Currently, World of Warcraft has become a dired effort to grind for better gear and optimize efficiency to kill bosses… to get even better gear. Remember a time, when you geared up to kill a boss, not killed a boss to get gear. Slowly, we forget what World of Warcraft is, a world with 8 million residents. As we rush to finish our Daily Dungeons, we turn this game into a daily chore.
World of Warcraft grew to the greatest game in the world because you were able to achieve amazing feats with a group of friends; but now, individuals focus more on optimizing personal DPS instead of defeating a boss. Being a good DPS doesn’t mean topping charts, it means doing what’s required to help your raid defeat the boss.
Instead of experiencing a world, we continually push to grow on some predetermined path that robs the user of experiencing of a world of Warcraft. This fact is especially apparent in the new zones. The whole game feels like you are directed from point A to Point B with little option to explore the world as you see fit. When all the quests and rewards line up so uniformly, why waste time exploring when you can just follow the Yellow Brick Road. In the end, World of Warcraft has slowly derided into a dull and repetitive task.
In the original World of Warcraft, the world was much less linear. There were loops and wavers from Point A to B; you had to travel across multiple zones to finish quest chains, and you had to scour each zone to discover all its hidden opportunities. WoW was built to prompt exploration, which made the world feel more alive than just a sequence of events. Because the world was unorganized, inconvenient, and uniquely endearing, it projected a feeling that Warcraft was an actual world, not a game optimized to waste time. When you log on, you are but one of the many citizens of this huge world; that’s why WoW succeeded and became the greatest game of the last decade.
Currently, World of Warcraft feels like pumping a handcar on a railroad. No matter how hard you pump, you’ll still end up at the same location. It’s not a world anymore, it’s a tunnel with a singular objective.
Warlords of Draenor comes out this week, and it’ll be ten years since World of Warcraft first graced us. It’s a fact that WoW is one of the greatest video games ever built, because it turned a fantasy into a living and breathing world.
For WoW to last, it needs to return the feeling of exploration and awe that encaptured us a decade ago. It needs to rethink its motto of efficiency, and remove its chain of quest hubs with unambiguous and directed objectives. Seriously, it’s not fun completing 100 quests where none of them are of any challenge. It’s just grinding.
The original 0-60 experience was both challenging and endearing. It was a journey across a vast world, encountering challenges that required strategy, execution, and more often than not, 10 more deaths than you wished for. Despite how easy WoW is now, this game still feigns a sense of achievement for subpar accomplishments.

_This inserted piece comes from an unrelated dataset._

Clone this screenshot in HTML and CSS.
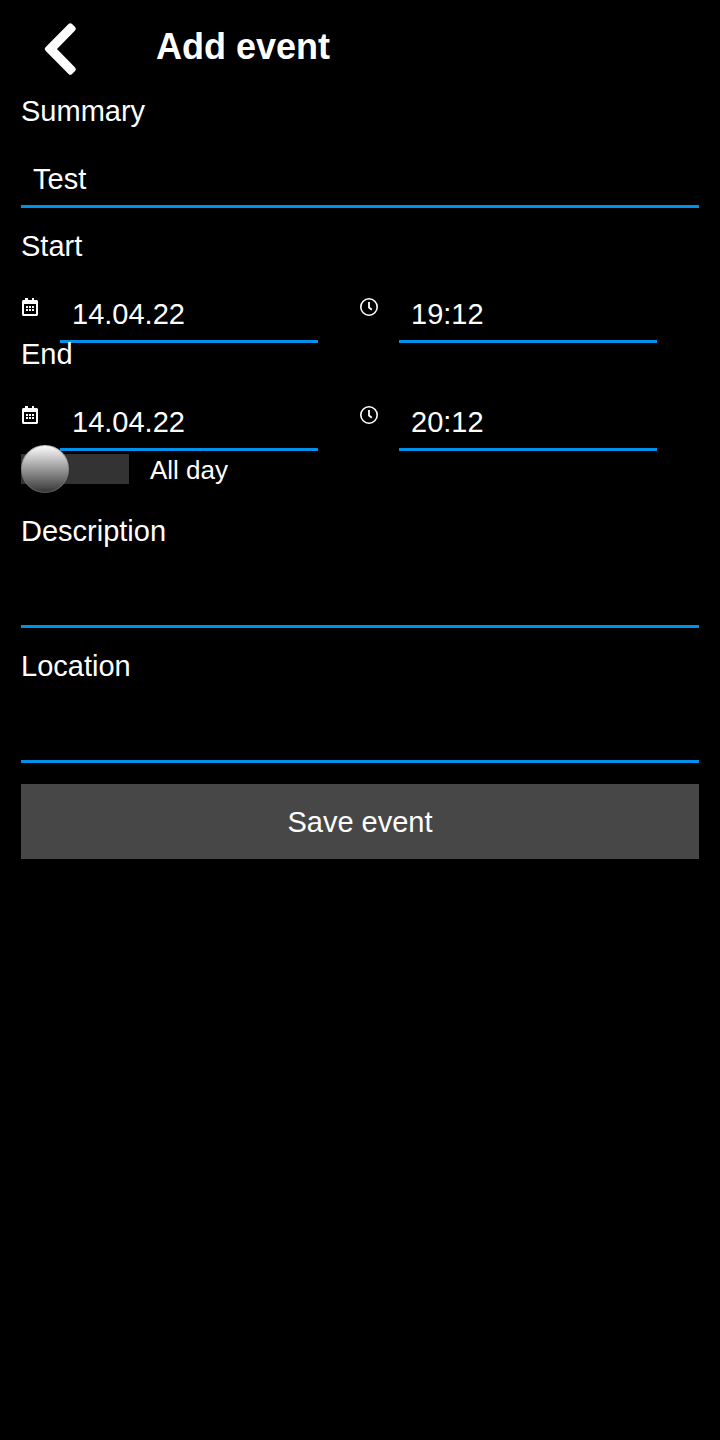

WoW’s empire was built upon a genuine product, but since, Blizzard has been milking the same reputation ever since, As WoW reached its peak subscription metrics and subsequently dropped, the game made a dire shift to sustaining retention. After hitting a peak of 12 million subscribers, Blizzard believed that this metric was the expected, rather than a temporary inflated boom, no different from stock market hypes.
As subscription numbers returned to normalcy, executives made decisions to favor retention over quality. Instead of innovating, her focus shifted to better gear and inflated stats. However, as we have experienced over the last five years, such actions has led WoW to a slow and steady death as gamers emigrate year after year.
When World of Warcraft optimizes everything to some apparent mean, she lost the identity that made her beautiful. It’s the same motif that encompasses San Francisco’s Freemiuim game industry. We optimize a game towards metrics that don’t measure gameplay quality, but rather, revenue and retention.
Initially, World of Warcraft’s subscription was to help support the infrastructure costs needed to sustain this wonderful world. But now, the subscription reminds me more of the 100 gems for $5.99 packages in “Free to Play” mobile games. We’ll give you gear, stats, and marginal happiness; and in return, you’ll keep your $15 monthly subscription.
When the quality of a product depends on its revenue, it’s only reasonable that the product will shift to revenue optimization, but at what cost. Free to Play makes most of its revenue from the 1% of addicts that spend hundreds on virtual armor and gear. Though optimizations will increase short-term revenue, they destroy the long-term quality of the game; and eventually, most Free to Play games will lose this war of attrition.
World of Warcraft is based on subscriptions and thus Blizzard’s business goal is to optimize retention. Instead of making daring and unique changes, Blizzard has settled for repetitive daily quests that obligates users to come back for the hope of marginal improvements to their virtual loot. Though these changes increased retention in the short-run, Blizzard has been losing the war of attrition for the last 5 years.
Sometimes you just have to take a chance and do something different and unique; actions that might not yield immediate results could improve the game in the long-run. Something needs to change, because WoW is dying a slow and lingering death. It’s lost heart.
World of Warcraft is the middle-aged 45 year old going through a mid-life crisis. Ten years ago, he built an empire that encompassed the world, and now he looks from atop his ivory tower hoping that nothing exacerbates. But worlds change, and lives grow. He lost the drive that he once possessed, and World of Warcraft is the revenue generator that sustains Blizzard Entertainment as a viable corporation with thousands of employees.
World of Warcraft is fighting its inner battles, but it’s losing this war of attrition. If he know he is on the path to death, why not take a risk and make an effort to change the status quo again, like he did ten years ago.
Warcraft is no longer a world; it’s just another computer game.
I wish you find the heart and the soul that made World of Warcraft so beautiful.